When and how to use the moving average?

Moving Averages are used to get an idea of price changes over time. For instance the moving average which is essentially the price over time could be higher or lower than the current price. If lower, it is a good sign, showing that the price is growing at a healthy pace. If the moving average is higher, it means the price isn’t making much progress and the average of prices from a certain period in the past is now higher.

The moving average can also serve as a support or resistance, an MA that is above the current price clearly becomes a resistance as prices hit it and comes right back down. On the other hand if it is below the current price then it is serving as a support below which the price cannot go at the time. However, when an MA serving as support crosses over the price, it serves as the start of a bearish trend. If an MA that was a resistance crosses under the price, it is a bullish reversal from a bearish trend.

Analysts sometimes use more than one moving averages, usually 50 MA and 200 MA, but the moving average can be as low as 5 days (5 MA). In a bullish condition, the 50 MA will be above the 200 MA as it is the average of more recent prices and should be higher if the asset is bullish.

Consequently, if the 200 MA crosses above the 50 MA, it is referred to as a Death Cross as it shows a bearish trend reversal from a bullish one. The chart below is a daily XRP/USD price chart that illustrates the death cross as shown by the arrow.

Death Cross on the daily XRP/USD chart
Source: Death Cross on the daily XRP/USD chart.

The 50 MA crossing above the 200 MA again is referred to as a Golden Cross. It shows that the asset is back in a bullish trend. This is considered to be a buy signal. Below is the daily chart for LINK/USD showing a golden cross indicated by the arrow. The 20 MA (a shorter time frame) crossed above the 50 MA (a longer time frame).
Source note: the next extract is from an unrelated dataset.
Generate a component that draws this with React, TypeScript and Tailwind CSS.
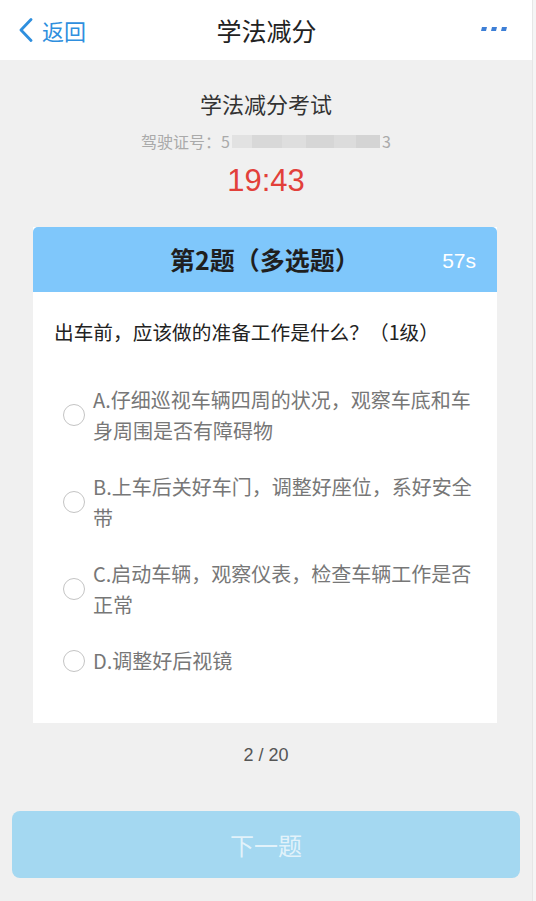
import * as React from "react";

type Option = { key: string; text: string };

const options: Option[] = [
  { key: "A", text: "A.仔细巡视车辆四周的状况，观察车底和车身周围是否有障碍物" },
  { key: "B", text: "B.上车后关好车门，调整好座位，系好安全带" },
  { key: "C", text: "C.启动车辆，观察仪表，检查车辆工作是否正常" },
  { key: "D", text: "D.调整好后视镜" },
];

const font = { fontFamily: '"Noto Sans CJK SC", "Noto Sans", sans-serif' };

const MoreDots = () => (
  <svg width="28" height="8" viewBox="0 0 28 8">
    <polygon points="2,1 7,1 6,5 1,5" fill="#3d7fd6" />
    <polygon points="12,1 17,1 16,5 11,5" fill="#3d7fd6" />
    <polygon points="22,1 27,1 26,5 21,5" fill="#3d7fd6" />
  </svg>
);

export default function App() {
  return (
    <div className="flex h-[901px] w-[536px] overflow-hidden bg-[#f0f0f0]" style={font}>
      <div className="flex w-[532px] flex-col">
        {/* nav bar */}
        <div className="flex h-[60px] items-center bg-white pl-[18px] pr-[17px]">
          <div className="flex w-[120px] items-center gap-[9px] text-[#2f8fde]">
            <svg width="15" height="24" viewBox="0 0 15 24">
              <path d="M13 1.5 L3 12 L13 22.5" fill="none" stroke="#2f8fde" strokeWidth="2.8" strokeLinecap="round" strokeLinejoin="round" />
            </svg>
            <span className="text-[22px] leading-none">返回</span>
          </div>
          <div className="flex-1 text-center text-[25px] leading-none text-[#222]">学法减分</div>
          <div className="flex w-[120px] justify-end pr-[7px]">
            <MoreDots />
          </div>
        </div>

        {/* exam info */}
        <div className="flex flex-col items-center pt-[30px]">
          <div className="text-[22px] leading-[26px] text-[#333]">学法减分考试</div>
          <div className="mt-[15px] flex items-center text-[16px] leading-[20px] text-[#aaa]">
            <span>驾驶证号：5</span>
            <span className="mx-[2px] flex h-[13px] w-[148px]">
              <span className="h-full w-[20px] bg-[#e2e2e2]" />
              <span className="h-full w-[30px] bg-[#d8d8d8]" />
              <span className="h-full w-[24px] bg-[#dedede]" />
              <span className="h-full w-[28px] bg-[#d6d6d6]" />
              <span className="h-full w-[22px] bg-[#dcdcdc]" />
              <span className="h-full w-[24px] bg-[#d4d4d4]" />
            </span>
            <span>3</span>
          </div>
          <div className="mt-[12px] text-[31px] leading-[36px] text-[#e2403a]" style={{ fontFamily: '"Liberation Sans", Arial, sans-serif' }}>
            19:43
          </div>
        </div>

        {/* question card */}
        <div className="mx-[33px] mt-[28px] w-[464px] bg-white">
          <div className="relative flex h-[65px] items-center justify-center rounded-t-[5px] bg-[#7fc7fb]">
            <span className="text-[25px] font-bold leading-none text-[#1f1f1f]">第2题（多选题）</span>
            <span
              className="absolute right-[21px] top-1/2 -translate-y-1/2 text-[21px] leading-none text-white"
              style={{ fontFamily: '"Liberation Sans", Arial, sans-serif' }}
            >
              57s
            </span>
          </div>
          <div className="px-[21px] pb-[47px] pt-[26px]">
            <div className="text-[19.7px] leading-[28px] text-[#222]">出车前，应该做的准备工作是什么？（1级）</div>
            <div className="mt-[38px] flex flex-col gap-[25px] pl-[9px]">
              {options.map((o) => (
                <div key={o.key} className="flex items-center gap-[8px]">
                  <span className="h-[22px] w-[22px] shrink-0 rounded-full border-[1.5px] border-[#c4c4c4]" />
                  <span className="w-[388px] text-[20px] leading-[31px] text-[#777]">{o.text}</span>
                </div>
              ))}
            </div>
          </div>
        </div>

        <div className="mt-[21px] text-center text-[18px] leading-[22px] text-[#555]" style={{ fontFamily: '"Liberation Sans", Arial, sans-serif' }}>
          2 / 20
        </div>

        <div className="mx-[12px] mt-[45px] flex h-[67px] items-center justify-center rounded-[8px] bg-[#a4d8f1]">
          <span className="text-[24px] leading-none text-white/70">下一题</span>
        </div>
      </div>
      <div className="w-[4px] border-l border-[#e6e6e6] bg-[#f5f5f5]" />
    </div>
  );
}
Source: Golden Cross Moving Average

Other indicators to use with MA

Moving average when used alone can give a clue about market trends, but it does not provide sufficient information for a trader to make informed trading decisions. One indicator that can be used alongside Moving Average is the MACD which helps to shed more light on the moving averages, thus making the trends clearer.

There are types or variations of MA. although there are up to four types, we will only cover the two most commonly used types, namely Simple Moving Average (SMA) and Exponential Moving Average (EMA). These two vary in the way they are calculated and the suitability of their use depending on the interest of the technical analyst.

Simple Moving Average (SMA)

Also referred to as Arithmetic Moving Average, SMA calculation fits the general description given for MAs above. All you have to do is add up the closing prices for the last 10 days for instance and divide by the number of days (10). In SMA, the closing price for each day is given equal importance and relevance in the calculation, unlike the EMA as we will see.

Exponential Moving Average (EMA)

The Exponential Moving Average is calculated just like the SMA, but greater emphasis is laid on the more recent prices. This emphasis is called weighting, and it is usually greater for shorter term EMA than for longer term ones. To calculate the EMA for a 10-day period for instance, you have to wait till the tenth day to take the SMA. The SMA taken on the tenth day is then used on the 11th day as the first EMA for the 10th day.

Calculating the EMA requires a multiplier, given by the formula [2 ÷ (number of observations + 1)]. Therefore for a 10-day period, the value will be 2/(10+1)=2/11=0.1818.

Now that you have your multiplier, you can then calculate your EMA using the formula Closing price x multiplier + EMA (previous day) x (1-multiplier). In this case, assuming we wish to find the 10-day EMA for BTC, whose closing price is $10,580 and the SMA on the 10th day is 10,320, we will have:

EMA = 10580 x 0.1818 + 10320 x (1-0.1818) = 1923.4 + 8443.8 = 10,367 as our EMA.

You can change the EMA by considering other values other than the closing price. You can use the open, high, low, or median price to get different results if you wish.

Which is better? SMA or EMA?

Having considered both SMA and EMA as types of moving average, the next logical question is, which of the two is better? The answer depends on the interest of the user.

For instance if you want very fast short term price information, EMA is best since it gives more weight to the most recent prices. The major disadvantage of using EMA is that because it focuses so much on the most recent price changes, the user may fall for a price spike thinking it is a breakout for example. This could lead to a potential loss for a trader.

However if you want a longer term analysis with a slower response to price changes, the SMA is more suitable. This is because it gives equal weight to all prices from which the SMA is calculated. The disadvantage of using SMA is that because it responds much more slowly to price changes, it can easily miss significant recent price moves which could be potentially profitable.